Joaquín Gutiérrez de Rubalcava Casal (March 19, 1803 – April 13, 1881) was a Galician military man and politician, admiral of the Spanish Navy and minister during the reign of Isabel II of Spain.

==Biography==
He was the son of Alejo Gutiérrez Rubalcava y Medina, a knight of the Order of Saint James. In 1819, he entered Ferrol as a midshipman and embarked on the frigates Fama, María Isabel and Ninfa; on the schooner Belona and the brig Vengador. In 1821, he was promoted to ensign, in 1825 to ensign, in 1833 to lieutenant and in 1840 to captain. He was sent to Lima and in 1842, he fought ships of the Chilean Navy on the island of Chiloé. In 1842 and 1846, he was elected deputy for A Coruña. In 1846, he was promoted to captain and in 1848, he was sent to Havana as Port Captain. In 1852, he was promoted to brigadier and in 1853, he was appointed commander-in-chief of the Mediterranean Naval Division. In 1854, he was appointed director of the Hydrographic Deposit and member of the board of directors of the Geographical Map of Spain. In 1856, he was appointed major general of the Spanish Navy and in 1857 chief of the squadron. In 1859, he was captain general of Cartagena and in 1860 he was commander-in-chief of the Havana Post. In 1861, he sent Spanish warships to force Haitian President Fabre Geffrard to cease all support of the Dominican revolutionary Francisco del Rosario Sánchez. During 1862, he participated in an expedition in support of Maximilian I of Mexico under the orders of Juan Prim. In 1863, he was appointed president of the Superior Consultative Board of the Spanish Navy and senator for life. In 1864, he was appointed lieutenant general and minister of the navy under the government of Lorenzo Arrazola García (January–March 1864). He would again be minister of the navy in the last government of Ramón María Narváez (1866–1867).

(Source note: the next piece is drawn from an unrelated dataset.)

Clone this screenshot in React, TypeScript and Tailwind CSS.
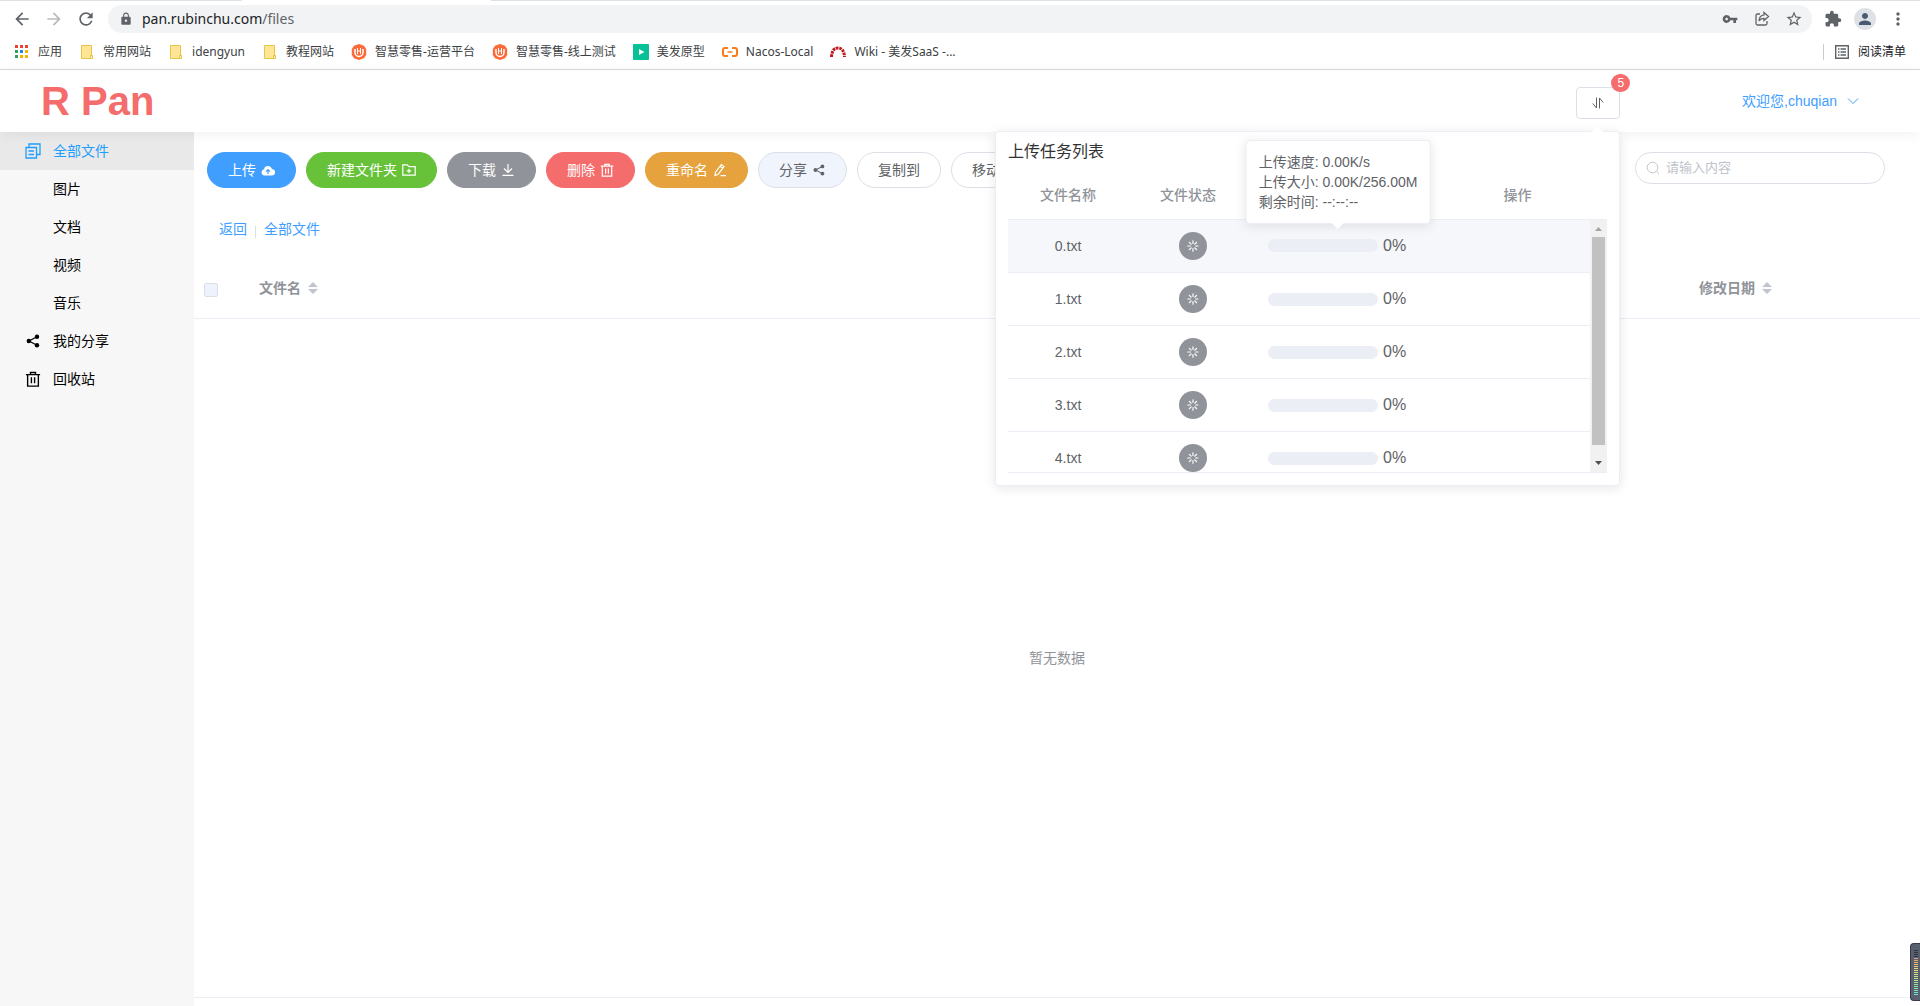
import { ReactNode, useState } from "react";
import {
  MdArrowBack,
  MdArrowForward,
  MdExtension,
  MdLock,
  MdMoreVert,
  MdPerson,
  MdRefresh,
  MdStarBorder,
  MdVpnKey,
} from "react-icons/md";

interface ITask {
  name: string;
  percent: number;
}

interface IMenu {
  label: string;
  icon?: ReactNode;
}

interface IBookmark {
  label: string;
  icon: ReactNode;
}

interface IAction {
  label: string;
  icon?: ReactNode;
  style: string;
}

const tasks: ITask[] = [
  { name: "0.txt", percent: 0 },
  { name: "1.txt", percent: 0 },
  { name: "2.txt", percent: 0 },
  { name: "3.txt", percent: 0 },
  { name: "4.txt", percent: 0 },
];

const AppsIcon = () => (
  <svg className="size-4" viewBox="0 0 16 16">
    <path fill="#ea4335" d="M1 1h3v3H1zM6 1h3v3H6zM11 1h3v3h-3z" />
    <path fill="#34a05a" d="M1 6h3v3H1z" />
    <path fill="#1a87f0" d="M6 6h3v3H6z" />
    <path fill="#f4b400" d="M11 6h3v3h-3zM6 11h3v3H6zM11 11h3v3h-3z" />
    <path fill="#34a05a" d="M1 11h3v3H1z" />
  </svg>
);

const BookmarkFolder = () => (
  <svg className="size-4" viewBox="0 0 16 16">
    <path fill="#ffe694" stroke="#e8c54a" d="M2.5 1.5h10v10h1v3h-11z" />
    <path fill="#fff3c4" stroke="#e8c54a" d="M11.5 11.5h2v3h-2z" />
  </svg>
);

const RetailIcon = () => (
  <svg className="size-4" viewBox="0 0 16 16" fill="none">
    <path fill="#fb6a38" d="M8 0l5 1.8L15.200 5v6L13 14.200 8 16l-5-1.800L.8 11V5L3 1.800z" />
    <path stroke="#fff" strokeWidth="1.500" d="M4 5v3.500a4 4 0 0 0 8 0V5" />
    <path stroke="#fff" d="M6.500 4v6M9.500 4v6M6.500 7h3" />
  </svg>
);

const PrototypeIcon = () => (
  <svg className="size-4" viewBox="0 0 16 16">
    <rect width="16" height="16" rx="1" fill="#06c196" />
    <path fill="#fff" d="M6 5l5.500 3L6 11z" />
  </svg>
);

const NacosIcon = () => (
  <svg className="size-4" viewBox="0 0 16 16" fill="none" stroke="#ff7a14">
    <path
      strokeWidth="2"
      d="M6 4H3Q1 4 1 6v4q0 2 2 2h3M10 4h3q2 0 2 2v4q0 2-2 2h-3"
    />
    <path strokeWidth="1.500" d="M5.500 8h5" />
  </svg>
);

const WikiIcon = () => (
  <svg className="size-4" viewBox="0 0 16 16" fill="none">
    <path
      stroke="#c0161c"
      strokeWidth="3"
      strokeDasharray="2.600 0.800"
      d="M1.500 13Q2 4 8 4t6.500 9"
    />
  </svg>
);

const bookmarks: IBookmark[] = [
  { label: "应用", icon: <AppsIcon /> },
  { label: "常用网站", icon: <BookmarkFolder /> },
  { label: "idengyun", icon: <BookmarkFolder /> },
  { label: "教程网站", icon: <BookmarkFolder /> },
  { label: "智慧零售-运营平台", icon: <RetailIcon /> },
  { label: "智慧零售-线上测试", icon: <RetailIcon /> },
  { label: "美发原型", icon: <PrototypeIcon /> },
  { label: "Nacos-Local", icon: <NacosIcon /> },
  { label: "Wiki - 美发SaaS -...", icon: <WikiIcon /> },
];

const ShareIcon = ({ className }: { className: string }) => (
  <svg className={className} viewBox="0 0 14 14" fill="currentColor">
    <path fill="none" stroke="currentColor" strokeWidth="1.200" d="M11 2.800L3 7l8 4.200" />
    <circle cx="11" cy="2.800" r="2.200" />
    <circle cx="2.800" cy="7" r="2.200" />
    <circle cx="11" cy="11.200" r="2.200" />
  </svg>
);

const TrashIcon = ({ className }: { className: string }) => (
  <svg className={className} viewBox="0 0 14 14" fill="none" stroke="currentColor">
    <path
      strokeWidth="1.200"
      d="M.800 3.200h12.400M4.800 3V1.300h4.400V3M2.300 3.500v9.700h9.400V3.500M5.600 5.500v5.300M8.400 5.500v5.300"
    />
  </svg>
);

const CopyIcon = () => (
  <svg className="size-4" viewBox="0 0 16 16" fill="none" stroke="currentColor">
    <path strokeWidth="1.300" d="M1 4.500h10.500V15H1zM4 4V1h11v10.500h-3M3.500 8h5.500M3.500 11.500h5.500" />
  </svg>
);

const CloudIcon = () => (
  <svg className="size-3.5" viewBox="0 0 14 14">
    <path
      fill="#fff"
      d="M3.500 12.500A3.200 3.200 0 0 1 3 6.200a4.200 4.200 0 0 1 8-.300 3.300 3.300 0 0 1-.5 6.600z"
    />
    <path fill="none" stroke="#409eff" strokeWidth="1.200" d="M7 11V7M5 8.600l2-2 2 2" />
  </svg>
);

const FolderAddIcon = () => (
  <svg className="size-3.5" viewBox="0 0 14 14" fill="none" stroke="currentColor">
    <path strokeWidth="1.200" d="M.800 1.800h4.400L7 3.600h6.200v8.600H.800zM7 5.700v4.400M4.800 7.900h4.400" />
  </svg>
);

const DownloadIcon = () => (
  <svg className="size-3.5" viewBox="0 0 14 14" fill="none" stroke="currentColor">
    <path strokeWidth="1.200" d="M7 1v8.500M3 5.500l4 4 4-4M1.500 12.400h11" />
  </svg>
);

const EditIcon = () => (
  <svg className="size-3.5" viewBox="0 0 14 14" fill="none" stroke="currentColor">
    <path
      strokeWidth="1.200"
      d="M2 12.500l.500-3.300L8.300 1.500l2.700 2-5.800 7.700zM7 3.200l2.700 2M7.500 12.700H13"
    />
  </svg>
);

const LoadingIcon = () => (
  <svg className="size-3" viewBox="0 0 12 12" fill="none" stroke="#fff" strokeLinecap="round">
    <path
      strokeWidth="1.200"
      d="M6 .800v2.600M6 8.600v2.600M.800 6h2.600M8.600 6h2.400M2.300 2.300l1.900 1.900M7.800 7.800l1.700 1.700M2.300 9.700l1.900-1.900M7.800 4.200l1.700-1.700"
    />
  </svg>
);

const SortIcon = () => (
  <svg className="ml-[7px] inline-block h-3 w-2.5 align-[-1px]" viewBox="0 0 10 12" fill="#c0c4cc">
    <path d="M0 5l5-5 5 5zM0 7l5 5 5-5z" />
  </svg>
);

const menus: IMenu[] = [
  { label: "全部文件", icon: <CopyIcon /> },
  { label: "图片" },
  { label: "文档" },
  { label: "视频" },
  { label: "音乐" },
  { label: "我的分享", icon: <ShareIcon className="size-3.5" /> },
  { label: "回收站", icon: <TrashIcon className="size-4" /> },
];

const actions: IAction[] = [
  { label: "上传", icon: <CloudIcon />, style: "border-[#409eff] bg-[#409eff] text-white" },
  { label: "新建文件夹", icon: <FolderAddIcon />, style: "border-[#67c23a] bg-[#67c23a] text-white" },
  { label: "下载", icon: <DownloadIcon />, style: "border-[#909399] bg-[#909399] text-white" },
  { label: "删除", icon: <TrashIcon className="size-3.5" />, style: "border-[#f56c6c] bg-[#f56c6c] text-white" },
  { label: "重命名", icon: <EditIcon />, style: "border-[#e6a23c] bg-[#e6a23c] text-white" },
  { label: "分享", icon: <ShareIcon className="size-3" />, style: "border-[#dcdfe6] bg-[#f0f4fc] text-[#606266]" },
  { label: "复制到", style: "border-[#dcdfe6] bg-white text-[#606266]" },
  { label: "移动到", style: "border-[#dcdfe6] bg-white text-[#606266]" },
];

const meterColors = [
  "bg-[#2f3542]",
  "bg-[#2f3542]",
  "bg-[#2f3542]",
  "bg-[#2f3542]",
  "bg-[#f0a070]",
  "bg-[#f0a868]",
  "bg-[#f0b468]",
  "bg-[#f0c068]",
  "bg-[#f0cc68]",
  "bg-[#f0d470]",
  "bg-[#e8dc70]",
  "bg-[#e0e078]",
  "bg-[#d4e480]",
  "bg-[#c8e484]",
  "bg-[#bce488]",
  "bg-[#b0e490]",
  "bg-[#a4e498]",
  "bg-[#9ce4a0]",
  "bg-[#90e4a8]",
  "bg-[#88e4b0]",
  "bg-[#80e0bc]",
  "bg-[#78e0c4]",
  "bg-[#70e0d0]",
];

const BrowserBar = () => (
  <div className="border-b border-[#d9d9d9] bg-white font-['Noto_Sans','Noto_Sans_CJK_SC',sans-serif] text-[#3c4043]">
    <div className="flex h-px">
      <div className="w-[242px] bg-[#dee1e6]" />
      <div className="w-[249px]" />
      <div className="flex-1 bg-[#dee1e6]" />
    </div>
    <div className="flex items-center pt-1 pr-3 pl-3 text-[#5f6368]">
      <button aria-label="后退" className="mr-3">
        <MdArrowBack className="size-5" />
      </button>
      <button aria-label="前进" className="mr-3 text-[#b8babd]">
        <MdArrowForward className="size-5" />
      </button>
      <button aria-label="刷新" className="mr-3">
        <MdRefresh className="size-5" />
      </button>
      <div className="flex h-7 flex-1 items-center rounded-full bg-[#f1f3f4] pr-2 pl-[11px]">
        <MdLock className="size-3.5" />
        <div className="ml-[9px] flex-1 text-sm">
          <span className="text-[#202124]">pan.rubinchu.com</span>/files
        </div>
        <div className="flex items-center gap-3">
          <button aria-label="密码" className="flex size-5 items-center justify-center">
            <MdVpnKey className="size-4" />
          </button>
          <button aria-label="分享此页" className="flex size-5 items-center justify-center">
            <svg className="size-4" viewBox="0 0 16 16" fill="none" stroke="currentColor">
              <path strokeWidth="1.300" d="M6 3H3.500Q2 3 2 4.500v8Q2 14 3.500 14h8q1.500 0 1.500-1.500V10" />
              <path strokeWidth="1.300" d="M10 1.500L14.500 5.500 10 9.500V7.300Q6.500 7.300 5 10 5.300 4.300 10 3.800z" />
            </svg>
          </button>
          <button aria-label="收藏" className="flex size-5 items-center justify-center">
            <MdStarBorder className="size-[18px]" />
          </button>
        </div>
      </div>
      <div className="ml-3 flex items-center gap-3">
        <button aria-label="扩展程序">
          <MdExtension className="size-[18px]" />
        </button>
        <button
          aria-label="用户"
          className="flex size-[22px] items-center justify-center rounded-full bg-[#dee1e6] text-[#4a5a72]"
        >
          <MdPerson className="size-[18px]" />
        </button>
        <button aria-label="更多">
          <MdMoreVert className="size-5" />
        </button>
      </div>
    </div>
    <div className="flex h-9 items-center gap-[17px] pt-px pr-3.5 pl-3.5 text-xs">
      {bookmarks.map((item) => (
        <a key={item.label} href="#" className="flex items-center gap-2 whitespace-nowrap">
          {item.icon}
          {item.label}
        </a>
      ))}
      <div className="ml-auto flex items-center text-[#202124]">
        <div className="mr-2.5 h-4 w-px bg-[#c8cacd]" />
        <svg className="mr-2 size-4 text-[#5f6368]" viewBox="0 0 16 16" fill="none" stroke="currentColor">
          <path strokeWidth="1.400" d="M1.700 1.700h12.600v12.600H1.700z" />
          <path strokeWidth="1.300" d="M4 5h1.500M6.500 5H12M4 8h1.500M6.500 8H12M4 11h1.500M6.500 11H12" />
        </svg>
        <button>阅读清单</button>
      </div>
    </div>
  </div>
);

const SpeedTip = () => (
  <div className="absolute bottom-9 left-1/2 z-20 -translate-x-1/2 rounded-sm border border-[#ebeef5] bg-white px-3 py-[11px] text-left text-sm leading-5 whitespace-nowrap shadow-[0_2px_12px_rgba(0,0,0,0.1)]">
    <p>上传速度: 0.00K/s</p>
    <p>上传大小: 0.00K/256.00M</p>
    <p>剩余时间: --:--:--</p>
    <div className="absolute top-full left-1/2 size-0 -translate-x-1/2 border-x-[6px] border-t-[6px] border-x-transparent border-t-white" />
  </div>
);

const TaskPopover = () => (
  <div className="absolute top-11 right-0 z-20 w-[625px] rounded-sm border border-[#ebeef5] bg-white p-3 text-[#606266] shadow-[0_2px_12px_rgba(0,0,0,0.1)]">
    <div className="absolute right-4 bottom-full size-0 border-x-[6px] border-b-[6px] border-x-transparent border-b-white" />
    <h2 className="mb-3 text-base leading-4 text-[#303133]">上传任务列表</h2>
    <table className="w-full table-fixed text-sm text-[#909399]">
      <thead>
        <tr className="h-[47px] border-b border-[#ebeef5]">
          <th className="w-[120px] font-medium">文件名称</th>
          <th className="w-[120px] font-medium">文件状态</th>
          <th className="w-[180px]" />
          <th className="font-medium">操作</th>
        </tr>
      </thead>
    </table>
    <div className="relative">
      {/* the tip hangs over the first row, so it lives outside the clipped body */}
      <div className="absolute top-10 left-[240px] w-[180px]">
        <SpeedTip />
      </div>
      <div className="flex h-[253px] overflow-hidden border-b border-[#ebeef5]">
        <div className="flex-1">
          <table className="w-full table-fixed text-center text-sm">
            <tbody>
              {tasks.map((task, index) => (
                <tr
                  key={task.name}
                  className={
                    index === 0
                      ? "h-[53px] border-b border-[#ebeef5] bg-[#f5f7fa]"
                      : "h-[53px] border-b border-[#ebeef5]"
                  }
                >
                  <td className="w-[120px]">{task.name}</td>
                  <td className="w-[120px]">
                    <div className="ml-2.5 flex justify-center">
                      <span className="flex size-7 items-center justify-center rounded-full bg-[#909399]">
                        <LoadingIcon />
                      </span>
                    </div>
                  </td>
                  <td className="w-[180px] pl-5">
                    <div className="flex items-center gap-[5px]">
                      <div className="h-[13px] w-[110px] overflow-hidden rounded-full bg-[#ebeef5]">
                        <div className="h-full bg-[#409eff]" style={{ width: `${task.percent}%` }} />
                      </div>
                      <span className="text-base">{task.percent}%</span>
                    </div>
                  </td>
                  <td />
                </tr>
              ))}
            </tbody>
          </table>
        </div>
        <div className="flex w-[17px] flex-col items-center bg-[#f1f1f1]">
          <svg className="size-[17px]" viewBox="0 0 17 17" fill="#a3a3a3">
            <path d="M5 11l3.500-4 3.500 4z" />
          </svg>
          <div className="w-[13px] flex-1 bg-[#c1c1c1]" />
          <div className="h-2.5" />
          <svg className="size-[17px]" viewBox="0 0 17 17" fill="#505050">
            <path d="M5 6l3.500 4L12 6z" />
          </svg>
        </div>
      </div>
    </div>
  </div>
);

const Header = () => {
  const [open, setOpen] = useState<boolean>(true);

  return (
    <header className="relative z-10 flex h-[62px] items-center bg-white pr-[61px] pl-[41px] shadow-[0_2px_12px_rgba(0,0,0,0.06)]">
      <h1 className="text-[40px] leading-none font-bold text-[#f56c6c]">R Pan</h1>
      <div className="relative mt-1 mr-[122px] ml-auto">
        <button
          aria-label="上传任务"
          onClick={() => setOpen(!open)}
          className="flex h-8 w-11 items-center justify-center rounded-sm border border-[#dcdfe6] bg-white text-[#606266]"
        >
          <svg className="size-3" viewBox="0 0 12 12" fill="none" stroke="currentColor">
            <path d="M4.500 .500v10.500L.800 6.500" />
            <path d="M7.500 11.500V1l3.700 4.500" />
          </svg>
        </button>
        <span className="absolute -top-[13px] -right-2.5 flex h-[18px] min-w-[18px] items-center justify-center rounded-full bg-[#f56c6c] px-1.5 text-xs text-white">
          5
        </span>
        {open && <TaskPopover />}
      </div>
      <button className="flex items-center gap-2.5 text-sm text-[#409eff]">
        欢迎您,chuqian
        <svg className="h-3 w-3" viewBox="0 0 12 12" fill="none" stroke="currentColor">
          <path d="M1 3.500l5 5 5-5" />
        </svg>
      </button>
    </header>
  );
};

const Sidebar = () => (
  <nav className="w-[194px] shrink-0 bg-[#f7f7f7] text-sm text-black">
    {menus.map((menu, index) => (
      <a
        key={menu.label}
        href="#"
        className={
          index === 0
            ? "flex h-[38px] items-center bg-[#e9e9e9] pl-[25px] text-[#1e9fff]"
            : "flex h-[38px] items-center pl-[25px]"
        }
      >
        <span className="mr-3 flex w-4 justify-center">{menu.icon}</span>
        {menu.label}
      </a>
    ))}
  </nav>
);

const FileTable = () => (
  <div className="mt-[19px] mb-2 flex flex-1 flex-col border-b border-[#ebeef5]">
    <table className="w-full table-fixed text-sm text-[#909399]">
      <thead>
        <tr className="h-[60px] border-b border-[#ebeef5] text-left">
          <th className="w-[55px] pt-1 pl-2.5">
            <input
              type="checkbox"
              aria-label="全选"
              disabled
              className="block size-3.5 appearance-none rounded-xs border border-[#dcdfe6] bg-[#edf2fc]"
            />
          </th>
          <th className="pl-2.5 font-bold">
            文件名
            <SortIcon />
          </th>
          <th className="w-[231px] pl-2.5 font-bold">
            修改日期
            <SortIcon />
          </th>
        </tr>
      </thead>
    </table>
    <div className="flex flex-1 items-center justify-center text-sm text-[#909399]">暂无数据</div>
  </div>
);

const App = () => {
  return (
    <div className="flex min-h-screen flex-col bg-white font-['Liberation_Sans','Noto_Sans_CJK_SC',sans-serif]">
      <BrowserBar />
      <Header />
      <div className="flex flex-1">
        <Sidebar />
        <main className="flex min-w-0 flex-1 flex-col pt-5">
          <div className="flex items-start justify-between pr-[35px] pl-[13px]">
            <div className="flex gap-2.5">
              {actions.map((action) => (
                <button
                  key={action.label}
                  className={`flex h-9 items-center rounded-full border px-5 text-sm whitespace-nowrap ${action.style}`}
                >
                  {action.label}
                  {action.icon && (
                    <span className="ml-[5px] flex w-3.5 justify-center">{action.icon}</span>
                  )}
                </button>
              ))}
            </div>
            <label className="flex h-8 w-[250px] items-center rounded-full border border-[#dcdfe6] px-2.5">
              <svg className="size-3.5 text-[#c0c4cc]" viewBox="0 0 14 14" fill="none" stroke="currentColor">
                <circle cx="6.500" cy="6.500" r="5.300" />
                <path d="M10.500 10.500l2.500 2.500" />
              </svg>
              <input
                type="text"
                aria-label="搜索"
                placeholder="请输入内容"
                className="ml-1.5 min-w-0 flex-1 text-[13px] outline-none placeholder:text-[#c0c4cc]"
              />
            </label>
          </div>
          <div className="mt-[31px] flex items-center pl-[25px] text-sm text-[#409eff]">
            <a href="#">返回</a>
            <span className="mx-2 mt-1.5 h-3 w-px bg-[#dcdfe6]" />
            <a href="#">全部文件</a>
          </div>
          <FileTable />
        </main>
      </div>
      <div className="fixed right-0 bottom-[5px] z-30 flex h-[58px] w-2.5 flex-col items-center gap-px rounded-l-sm border border-r-0 border-[#353b48] bg-[#586070] pt-1.5">
        {meterColors.map((color, index) => (
          <div key={index} className={`h-px w-1 shrink-0 ${color}`} />
        ))}
      </div>
    </div>
  );
};

export default App;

After the Glorious Revolution, he requested separation from the corps. Following the Bourbon restoration he requested reinstatement and was once again appointed senator for life, president of the naval section of the Council of State and in 1875 he was promoted to admiral. Among other decorations, he received the Grand Crosses of the Order of Saint Hermenegild, the Order of Charles III and the Order of Isabella the Catholic, as well as the Cross of Naval Merit with red badge.